REQUIREMENTS - Exactly retype the lines from the top of the data through the line containing "string; label: string;", leaving out every picture.
────────────────────
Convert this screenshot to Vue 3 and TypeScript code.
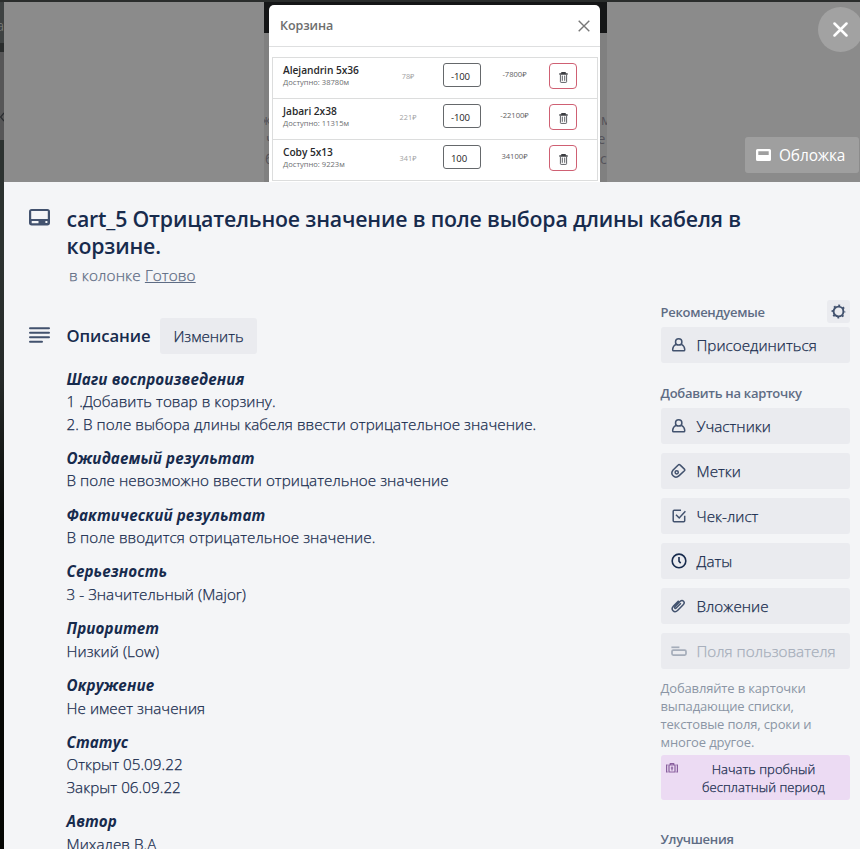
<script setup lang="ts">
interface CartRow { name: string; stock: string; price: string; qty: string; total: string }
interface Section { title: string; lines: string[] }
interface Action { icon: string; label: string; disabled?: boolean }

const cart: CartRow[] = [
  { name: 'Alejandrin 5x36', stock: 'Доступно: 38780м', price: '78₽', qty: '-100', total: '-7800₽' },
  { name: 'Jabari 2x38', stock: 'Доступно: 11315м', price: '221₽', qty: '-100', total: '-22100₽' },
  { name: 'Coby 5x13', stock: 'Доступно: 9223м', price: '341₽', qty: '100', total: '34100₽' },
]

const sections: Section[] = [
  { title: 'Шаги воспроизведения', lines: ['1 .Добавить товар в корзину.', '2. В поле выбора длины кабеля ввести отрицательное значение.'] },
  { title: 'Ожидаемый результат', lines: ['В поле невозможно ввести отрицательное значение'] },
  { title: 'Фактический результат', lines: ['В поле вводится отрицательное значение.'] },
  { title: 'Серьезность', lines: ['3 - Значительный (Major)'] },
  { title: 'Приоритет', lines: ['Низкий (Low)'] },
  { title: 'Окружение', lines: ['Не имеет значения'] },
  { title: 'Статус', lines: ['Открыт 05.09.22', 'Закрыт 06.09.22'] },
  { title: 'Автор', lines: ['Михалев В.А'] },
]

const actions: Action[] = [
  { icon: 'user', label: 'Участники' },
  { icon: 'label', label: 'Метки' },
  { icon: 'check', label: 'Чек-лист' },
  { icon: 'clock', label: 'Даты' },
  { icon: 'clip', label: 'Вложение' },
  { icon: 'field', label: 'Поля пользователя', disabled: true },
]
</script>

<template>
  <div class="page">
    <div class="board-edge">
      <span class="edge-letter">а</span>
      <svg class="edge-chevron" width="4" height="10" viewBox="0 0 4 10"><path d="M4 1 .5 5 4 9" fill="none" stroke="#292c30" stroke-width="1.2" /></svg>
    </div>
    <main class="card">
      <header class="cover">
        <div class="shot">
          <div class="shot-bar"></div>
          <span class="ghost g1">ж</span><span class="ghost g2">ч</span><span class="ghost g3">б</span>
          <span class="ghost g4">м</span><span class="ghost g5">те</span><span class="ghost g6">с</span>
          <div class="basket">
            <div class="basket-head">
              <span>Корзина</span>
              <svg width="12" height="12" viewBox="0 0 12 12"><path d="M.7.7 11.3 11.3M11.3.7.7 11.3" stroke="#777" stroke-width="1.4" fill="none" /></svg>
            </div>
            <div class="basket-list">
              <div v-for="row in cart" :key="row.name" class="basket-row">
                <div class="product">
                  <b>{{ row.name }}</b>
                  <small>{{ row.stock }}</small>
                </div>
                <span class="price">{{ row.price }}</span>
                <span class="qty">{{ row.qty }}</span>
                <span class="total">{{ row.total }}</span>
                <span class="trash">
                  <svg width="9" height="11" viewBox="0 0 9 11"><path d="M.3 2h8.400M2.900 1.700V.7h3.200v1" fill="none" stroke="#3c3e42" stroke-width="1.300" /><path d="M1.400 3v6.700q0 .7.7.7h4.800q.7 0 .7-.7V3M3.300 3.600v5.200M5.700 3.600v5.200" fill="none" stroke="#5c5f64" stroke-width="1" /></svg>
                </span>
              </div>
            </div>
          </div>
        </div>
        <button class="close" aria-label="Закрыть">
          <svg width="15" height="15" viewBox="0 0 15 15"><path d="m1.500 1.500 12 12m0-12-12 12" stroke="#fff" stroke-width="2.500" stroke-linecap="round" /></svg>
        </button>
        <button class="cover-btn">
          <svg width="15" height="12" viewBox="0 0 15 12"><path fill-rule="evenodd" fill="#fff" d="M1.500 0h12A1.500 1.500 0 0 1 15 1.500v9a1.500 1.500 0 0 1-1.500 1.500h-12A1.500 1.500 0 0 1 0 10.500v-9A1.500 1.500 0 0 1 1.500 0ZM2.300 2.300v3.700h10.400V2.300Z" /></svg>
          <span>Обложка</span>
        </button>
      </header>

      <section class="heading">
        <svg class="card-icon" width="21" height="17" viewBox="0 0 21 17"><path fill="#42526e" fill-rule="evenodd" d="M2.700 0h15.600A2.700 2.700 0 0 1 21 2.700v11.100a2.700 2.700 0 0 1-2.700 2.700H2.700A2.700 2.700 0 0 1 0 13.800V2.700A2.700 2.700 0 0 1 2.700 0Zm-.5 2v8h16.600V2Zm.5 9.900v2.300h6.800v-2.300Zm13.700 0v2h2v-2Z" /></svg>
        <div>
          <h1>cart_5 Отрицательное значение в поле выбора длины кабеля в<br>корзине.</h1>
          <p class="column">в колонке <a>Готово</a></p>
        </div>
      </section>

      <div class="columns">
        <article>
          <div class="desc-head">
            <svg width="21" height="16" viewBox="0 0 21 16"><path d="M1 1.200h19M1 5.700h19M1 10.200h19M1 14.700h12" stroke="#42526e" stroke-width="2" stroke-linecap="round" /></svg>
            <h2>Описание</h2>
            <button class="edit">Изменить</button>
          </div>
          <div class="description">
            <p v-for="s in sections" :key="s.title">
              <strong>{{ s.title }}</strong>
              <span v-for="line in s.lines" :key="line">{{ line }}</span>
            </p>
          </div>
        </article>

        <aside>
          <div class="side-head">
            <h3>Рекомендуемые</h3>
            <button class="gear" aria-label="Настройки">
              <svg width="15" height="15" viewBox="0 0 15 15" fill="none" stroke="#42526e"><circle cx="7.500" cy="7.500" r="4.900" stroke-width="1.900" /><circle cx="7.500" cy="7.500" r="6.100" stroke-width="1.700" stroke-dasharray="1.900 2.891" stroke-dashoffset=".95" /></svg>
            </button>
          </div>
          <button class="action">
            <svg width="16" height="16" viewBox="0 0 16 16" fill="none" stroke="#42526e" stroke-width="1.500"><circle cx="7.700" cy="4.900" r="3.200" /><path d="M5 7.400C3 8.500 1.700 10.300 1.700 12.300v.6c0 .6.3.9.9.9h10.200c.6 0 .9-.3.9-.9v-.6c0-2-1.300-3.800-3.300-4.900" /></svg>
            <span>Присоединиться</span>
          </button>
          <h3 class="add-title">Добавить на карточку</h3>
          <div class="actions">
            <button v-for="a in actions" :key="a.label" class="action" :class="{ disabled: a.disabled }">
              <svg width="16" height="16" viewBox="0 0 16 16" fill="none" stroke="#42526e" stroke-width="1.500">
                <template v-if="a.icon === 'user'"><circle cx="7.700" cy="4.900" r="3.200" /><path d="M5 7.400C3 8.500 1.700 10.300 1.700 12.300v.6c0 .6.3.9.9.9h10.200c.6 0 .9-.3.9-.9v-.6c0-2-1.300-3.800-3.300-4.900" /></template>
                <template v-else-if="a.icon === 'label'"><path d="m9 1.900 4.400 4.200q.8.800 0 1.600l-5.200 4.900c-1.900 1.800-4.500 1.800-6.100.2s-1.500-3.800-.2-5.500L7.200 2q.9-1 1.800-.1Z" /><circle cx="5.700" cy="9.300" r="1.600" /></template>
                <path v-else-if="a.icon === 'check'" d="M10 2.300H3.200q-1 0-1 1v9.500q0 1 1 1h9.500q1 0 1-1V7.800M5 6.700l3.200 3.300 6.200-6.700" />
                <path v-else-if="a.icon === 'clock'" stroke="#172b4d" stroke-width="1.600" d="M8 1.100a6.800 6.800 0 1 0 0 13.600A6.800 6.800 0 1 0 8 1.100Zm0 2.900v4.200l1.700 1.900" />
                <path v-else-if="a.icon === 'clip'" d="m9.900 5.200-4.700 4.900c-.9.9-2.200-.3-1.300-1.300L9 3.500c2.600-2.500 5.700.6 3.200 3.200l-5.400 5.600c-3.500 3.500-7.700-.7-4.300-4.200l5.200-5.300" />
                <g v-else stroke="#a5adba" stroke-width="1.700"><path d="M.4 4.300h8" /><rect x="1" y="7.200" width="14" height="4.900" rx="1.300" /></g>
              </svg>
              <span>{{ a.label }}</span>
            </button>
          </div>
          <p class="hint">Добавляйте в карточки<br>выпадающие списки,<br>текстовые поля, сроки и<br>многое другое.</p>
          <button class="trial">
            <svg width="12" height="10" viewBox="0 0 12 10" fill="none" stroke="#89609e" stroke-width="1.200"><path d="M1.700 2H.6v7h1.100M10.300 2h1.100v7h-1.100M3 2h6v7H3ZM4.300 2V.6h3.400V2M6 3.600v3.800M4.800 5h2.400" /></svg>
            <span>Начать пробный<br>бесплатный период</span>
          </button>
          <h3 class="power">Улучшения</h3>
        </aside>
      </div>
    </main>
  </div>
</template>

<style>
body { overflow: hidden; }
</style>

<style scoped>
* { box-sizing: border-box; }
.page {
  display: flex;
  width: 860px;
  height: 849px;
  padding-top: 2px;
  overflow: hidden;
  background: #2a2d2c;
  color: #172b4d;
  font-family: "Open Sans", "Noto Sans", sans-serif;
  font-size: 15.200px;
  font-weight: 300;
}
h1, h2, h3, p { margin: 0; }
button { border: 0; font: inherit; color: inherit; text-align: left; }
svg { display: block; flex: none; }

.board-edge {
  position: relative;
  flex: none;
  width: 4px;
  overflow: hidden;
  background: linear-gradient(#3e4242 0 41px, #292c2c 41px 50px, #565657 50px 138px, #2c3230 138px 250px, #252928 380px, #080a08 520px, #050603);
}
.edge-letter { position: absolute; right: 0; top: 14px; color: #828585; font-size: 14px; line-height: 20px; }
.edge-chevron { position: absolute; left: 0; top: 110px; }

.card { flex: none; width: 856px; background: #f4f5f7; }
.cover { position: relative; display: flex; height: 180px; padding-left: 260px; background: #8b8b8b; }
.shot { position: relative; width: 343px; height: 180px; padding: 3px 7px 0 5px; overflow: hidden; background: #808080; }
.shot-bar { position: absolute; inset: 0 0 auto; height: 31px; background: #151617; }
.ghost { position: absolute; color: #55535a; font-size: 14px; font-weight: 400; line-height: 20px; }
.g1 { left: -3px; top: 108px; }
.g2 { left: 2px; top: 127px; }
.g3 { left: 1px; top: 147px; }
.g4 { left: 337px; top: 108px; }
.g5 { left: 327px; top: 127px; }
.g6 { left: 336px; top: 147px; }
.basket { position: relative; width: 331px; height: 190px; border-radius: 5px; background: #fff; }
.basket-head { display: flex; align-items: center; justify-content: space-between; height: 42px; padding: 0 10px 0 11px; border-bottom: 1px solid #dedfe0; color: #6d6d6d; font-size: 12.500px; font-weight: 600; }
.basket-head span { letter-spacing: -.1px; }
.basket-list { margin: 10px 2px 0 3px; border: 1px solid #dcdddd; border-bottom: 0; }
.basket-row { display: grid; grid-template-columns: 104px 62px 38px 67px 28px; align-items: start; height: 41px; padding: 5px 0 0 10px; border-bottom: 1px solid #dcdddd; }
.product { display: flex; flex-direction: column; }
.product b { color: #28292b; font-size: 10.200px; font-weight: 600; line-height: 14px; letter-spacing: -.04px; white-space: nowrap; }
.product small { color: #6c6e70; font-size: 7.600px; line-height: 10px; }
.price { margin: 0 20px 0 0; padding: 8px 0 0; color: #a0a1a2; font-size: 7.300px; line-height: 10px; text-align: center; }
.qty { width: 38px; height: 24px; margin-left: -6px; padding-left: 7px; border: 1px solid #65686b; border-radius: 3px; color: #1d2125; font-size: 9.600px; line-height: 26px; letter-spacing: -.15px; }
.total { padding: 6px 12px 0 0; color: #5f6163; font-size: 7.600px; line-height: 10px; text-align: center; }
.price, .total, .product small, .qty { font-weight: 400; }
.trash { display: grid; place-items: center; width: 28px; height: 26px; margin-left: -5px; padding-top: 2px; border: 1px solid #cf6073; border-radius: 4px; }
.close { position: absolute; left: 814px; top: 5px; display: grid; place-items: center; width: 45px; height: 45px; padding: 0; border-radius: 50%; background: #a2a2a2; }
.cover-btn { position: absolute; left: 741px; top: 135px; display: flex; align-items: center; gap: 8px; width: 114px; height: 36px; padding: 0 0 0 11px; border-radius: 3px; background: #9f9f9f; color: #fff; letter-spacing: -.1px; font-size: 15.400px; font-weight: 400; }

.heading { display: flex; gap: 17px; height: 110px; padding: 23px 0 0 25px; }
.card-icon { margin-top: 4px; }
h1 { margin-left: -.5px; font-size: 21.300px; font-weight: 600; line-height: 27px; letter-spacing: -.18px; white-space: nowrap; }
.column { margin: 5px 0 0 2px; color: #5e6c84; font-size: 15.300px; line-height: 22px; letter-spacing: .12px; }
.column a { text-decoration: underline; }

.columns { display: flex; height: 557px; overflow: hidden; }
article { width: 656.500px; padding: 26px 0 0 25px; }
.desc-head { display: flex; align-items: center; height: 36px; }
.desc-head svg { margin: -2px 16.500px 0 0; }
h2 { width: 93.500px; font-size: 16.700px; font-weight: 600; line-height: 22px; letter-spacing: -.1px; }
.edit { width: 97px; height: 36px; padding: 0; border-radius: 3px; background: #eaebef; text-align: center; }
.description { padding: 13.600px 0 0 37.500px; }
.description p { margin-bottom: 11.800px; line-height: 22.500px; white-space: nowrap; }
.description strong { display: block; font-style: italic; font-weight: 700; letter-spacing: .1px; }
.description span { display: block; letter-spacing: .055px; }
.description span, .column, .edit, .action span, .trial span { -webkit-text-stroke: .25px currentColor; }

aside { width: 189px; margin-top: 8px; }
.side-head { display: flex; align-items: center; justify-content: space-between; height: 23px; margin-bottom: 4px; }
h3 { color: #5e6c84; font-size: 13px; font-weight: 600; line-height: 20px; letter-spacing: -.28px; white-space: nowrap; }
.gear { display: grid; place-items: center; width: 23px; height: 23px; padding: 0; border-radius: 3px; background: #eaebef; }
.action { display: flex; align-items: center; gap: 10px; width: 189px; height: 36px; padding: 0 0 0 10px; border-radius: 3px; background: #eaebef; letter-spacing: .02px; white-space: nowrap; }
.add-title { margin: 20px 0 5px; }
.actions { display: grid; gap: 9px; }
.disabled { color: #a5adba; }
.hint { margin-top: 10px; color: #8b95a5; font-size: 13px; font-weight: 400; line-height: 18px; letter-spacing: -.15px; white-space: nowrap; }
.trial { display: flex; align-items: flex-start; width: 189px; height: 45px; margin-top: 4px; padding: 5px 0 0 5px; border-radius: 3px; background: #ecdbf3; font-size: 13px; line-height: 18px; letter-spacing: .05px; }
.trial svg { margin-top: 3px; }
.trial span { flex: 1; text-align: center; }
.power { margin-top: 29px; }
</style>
────────────────────
SOLUTION -
Convert this screenshot to Vue 3 and TypeScript code.
<script setup lang="ts">
interface CartRow { name: string; stock: string; price: string; qty: string; total: string }
interface Section { title: string; lines: string[] }
interface Action { icon: string; label: string; disabled?: boolean }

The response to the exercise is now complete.